As impressive as those achievements are, the thing that makes playoff hockey stand out from other sports is how often a role player seems to emerge in the biggest moment of a game or series. History may be written by the game’s best players, but just about every franchise boasts an iconic moment that was authored by an unheralded or unlikely hero.

The tradition of the unsung hero dates back at least as far as 1939, when an unassuming Boston Bruin became “Sudden Death” Mel Hill with three overtime goals in a single series. In the more than 80 years since, that torch has been passed to the likes of 1997 Stanley Cup clincher Darren McCarty, 2004 Cup Final Game 7 hero Ruslan Fedotenko, and 2010 playoff standout Dave Bolland — who followed a six-goal regular season performance with an eight-goal postseason explosion.

Rookie Joel Kiviranta scored a hat trick for the Dallas Stars in Game 7 of the 2020 Western Conference Semifinals after being a last minute lineup addition (Jess Starr/The Hockey Writers)

This postseason has already held true to tradition in that regard. On a Washington Capitals team that features Alex Ovechkin, Nicklas Backstrom, and Evgeny Kuznetsov, it was fourth-liner and former seventh round pick Nic Dowd who closed out a dramatic Game 1 victory with an overtime winner.

Last night alone we saw goals from Scott Mayfield of the New York Islanders and Radko Gudas of the Florida Panthers — two rather anonymous stay-at-home defensemen who managed just two goals each all season. Then Ryan Lomberg — he of two career goals — delivered the overtime dagger to complete an incredible 6-5 Panthers’ comeback win over the Tampa Bay Lightning.
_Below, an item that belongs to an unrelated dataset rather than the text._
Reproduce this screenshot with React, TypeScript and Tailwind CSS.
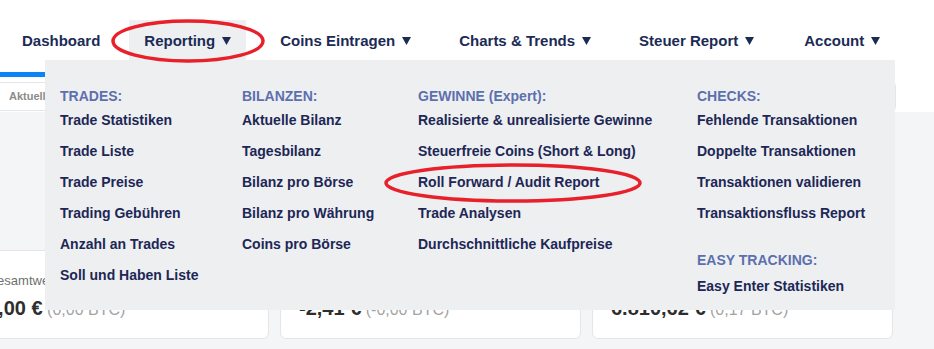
import React from "react";

const navItems = [
  { label: "Dashboard", arrow: false, cls: "ml-[7px]" },
  { label: "Reporting", arrow: true, cls: "ml-[14px] bg-[#eeeff1]" },
  { label: "Coins Eintragen", arrow: true, cls: "ml-[19px]" },
  { label: "Charts & Trends", arrow: true, cls: "ml-[18px]" },
  { label: "Steuer Report", arrow: true, cls: "ml-[18px]" },
  { label: "Account", arrow: true, cls: "ml-[20px]" },
];

const columns = [
  {
    groups: [
      {
        title: "TRADES:",
        items: [
          "Trade Statistiken",
          "Trade Liste",
          "Trade Preise",
          "Trading Gebühren",
          "Anzahl an Trades",
          "Soll und Haben Liste",
        ],
      },
    ],
  },
  {
    groups: [
      {
        title: "BILANZEN:",
        items: [
          "Aktuelle Bilanz",
          "Tagesbilanz",
          "Bilanz pro Börse",
          "Bilanz pro Währung",
          "Coins pro Börse",
        ],
      },
    ],
  },
  {
    groups: [
      {
        title: "GEWINNE (Expert):",
        items: [
          "Realisierte & unrealisierte Gewinne",
          "Steuerfreie Coins (Short & Long)",
          "Roll Forward / Audit Report",
          "Trade Analysen",
          "Durchschnittliche Kaufpreise",
        ],
      },
    ],
  },
  {
    groups: [
      {
        title: "CHECKS:",
        items: [
          "Fehlende Transaktionen",
          "Doppelte Transaktionen",
          "Transaktionen validieren",
          "Transaktionsfluss Report",
        ],
      },
      { title: "EASY TRACKING:", items: ["Easy Enter Statistiken"] },
    ],
  },
];

const cards = [
  { label: "Gesamtwert", value: "0,00 €", btc: "(0,00 BTC)" },
  { label: "Gewinn / Verlust", value: "-2,41 €", btc: "(-0,00 BTC)" },
  { label: "Investiert", value: "6.810,62 €", btc: "(0,17 BTC)" },
];

const Caret = () => (
  <svg width="9" height="8" viewBox="0 0 9 8" className="ml-[7px] shrink-0">
    <path d="M0 0 H9 L4.5 8 Z" fill="#1b2b55" />
  </svg>
);

const StatCard = (props: { label: string; value: string; btc: string }) => {
  const { label, value, btc } = props;
  return (
    <div className="w-[301px] h-[89px] shrink-0 bg-white border border-[#e3e5e8] rounded-[6px] pl-[18px] pt-[21px]">
      <p className="text-[13px] leading-[17px] text-[#6f6f6f] whitespace-nowrap">{label}</p>
      <p className="mt-[6px] leading-[26px] whitespace-nowrap">
        <span className="text-[20px] font-bold text-[#2e2e2e]">{value}</span>{" "}
        <span className="text-[16px] text-[#a3a3a3]">{btc}</span>
      </p>
    </div>
  );
};

export default function App() {
  return (
    <div
      className="relative w-full h-[349px] overflow-hidden bg-[#f4f5f7]"
      style={{ fontFamily: '"Liberation Sans", Arial, sans-serif' }}
    >
      {/* top nav */}
      <nav className="h-[60px] bg-white flex pt-[20px]">
        {navItems.map((item) => (
          <div
            key={item.label}
            className={`h-[40px] px-[15px] pt-[2px] flex items-center text-[15px] font-bold text-[#1b2b55] whitespace-nowrap ${item.cls}`}
          >
            {item.label}
            {item.arrow && <Caret />}
          </div>
        ))}
      </nav>

      {/* progress + tab bar */}
      <div className="h-[52px] bg-white pt-[12px]">
        <div className="h-[5px] w-[420px] bg-[#0a84f6]" />
        <div className="mt-[5px] ml-[-10px] w-[906px] h-[29px] border border-[#e4e6e9] rounded-[4px] flex items-center pl-[18px]">
          <span className="text-[11px] font-bold text-[#8b8b8b]">Aktuelle Bilanz</span>
        </div>
      </div>

      {/* cards */}
      <div className="flex gap-[11px] ml-[-32px] mt-[138px]">
        {cards.map((c) => (
          <StatCard key={c.label} {...c} />
        ))}
      </div>

      {/* dropdown */}
      <div className="absolute left-[45px] top-[60px] w-[850px] h-[250px] bg-[#eeeff1] pl-[15px] pt-[27px] grid grid-cols-[182px_176px_279px_1fr]">
        {columns.map((col, ci) => (
          <div key={ci}>
            {col.groups.map((g, gi) => (
              <div key={g.title} className={gi > 0 ? "mt-[22px]" : ""}>
                <p className="text-[14px] leading-[18px] font-bold text-[#5c6fae] whitespace-nowrap">
                  {g.title}
                </p>
                <ul className={gi > 0 ? "mt-[2px]" : ""}>
                  {g.items.map((it) => (
                    <li
                      key={it}
                      className="h-[31px] leading-[31px] text-[14px] font-bold text-[#1d2756] whitespace-nowrap"
                    >
                      {it}
                    </li>
                  ))}
                </ul>
              </div>
            ))}
          </div>
        ))}
      </div>

      {/* annotation marks */}
      <svg className="absolute inset-0 w-full h-full pointer-events-none" viewBox="0 0 934 349">
        <ellipse cx="188" cy="41" rx="75" ry="20" fill="none" stroke="#e8202a" strokeWidth="3.5" />
        <ellipse cx="513" cy="183" rx="127" ry="18" fill="none" stroke="#e8202a" strokeWidth="3.5" />
      </svg>
    </div>
  );
}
Much like our parity discussion from the other day, the emergence of an unlikely hero serves as another dose of unpredictability that the NHL playoffs often bring. In order to maintain fresh legs, teams must trust the entirety of their active roster by rolling all four lines, therefore offering more opportunities for depth players to step into bigger roles.

Welcome to playoff hockey in the NHL — where you never know when that critical, game-changing goal will come or who might be the hero to emerge.

Future Face of Finland

Anton Lundell is a 19-year-old Finnish center who is on his way to becoming a household name. Drafted 12th overall by the Florida Panthers in the 2020 NHL Draft, the 6-foot-1 forward has only been playing professional hockey since 2018 but has built up quite the resume in that small amount of time. 

Lundell’s professional career began in Finland with HIFK Helsinki. In his first season he played in 38 games, earned 19 points, and garnered more experience appearing in 12 postseason games. Lundell also has plenty of international experience on his resume — having won gold when he played with the Finland national under-18 team at the 2018 IIHF World U18 Championships. In seven games played during that tournament, he scored twice and added four assists for a total of six points. The next year he represented Finland at the 2019 World Junior Championships and once again skated off the ice with a gold medal. 

Playing in a league with former NHL players, including Jessi Puljujarvi and Aleski Saarela, has been key to the development of Lundell’s game this season. While the Florida Panthers have a good mix of young players and veterans on their roster, it will be only a matter of time until he dresses for his first NHL game in the Panthers red.  

Lundell will make his World Championship debut with Finland Saturday morning against the USA on the NHL Network.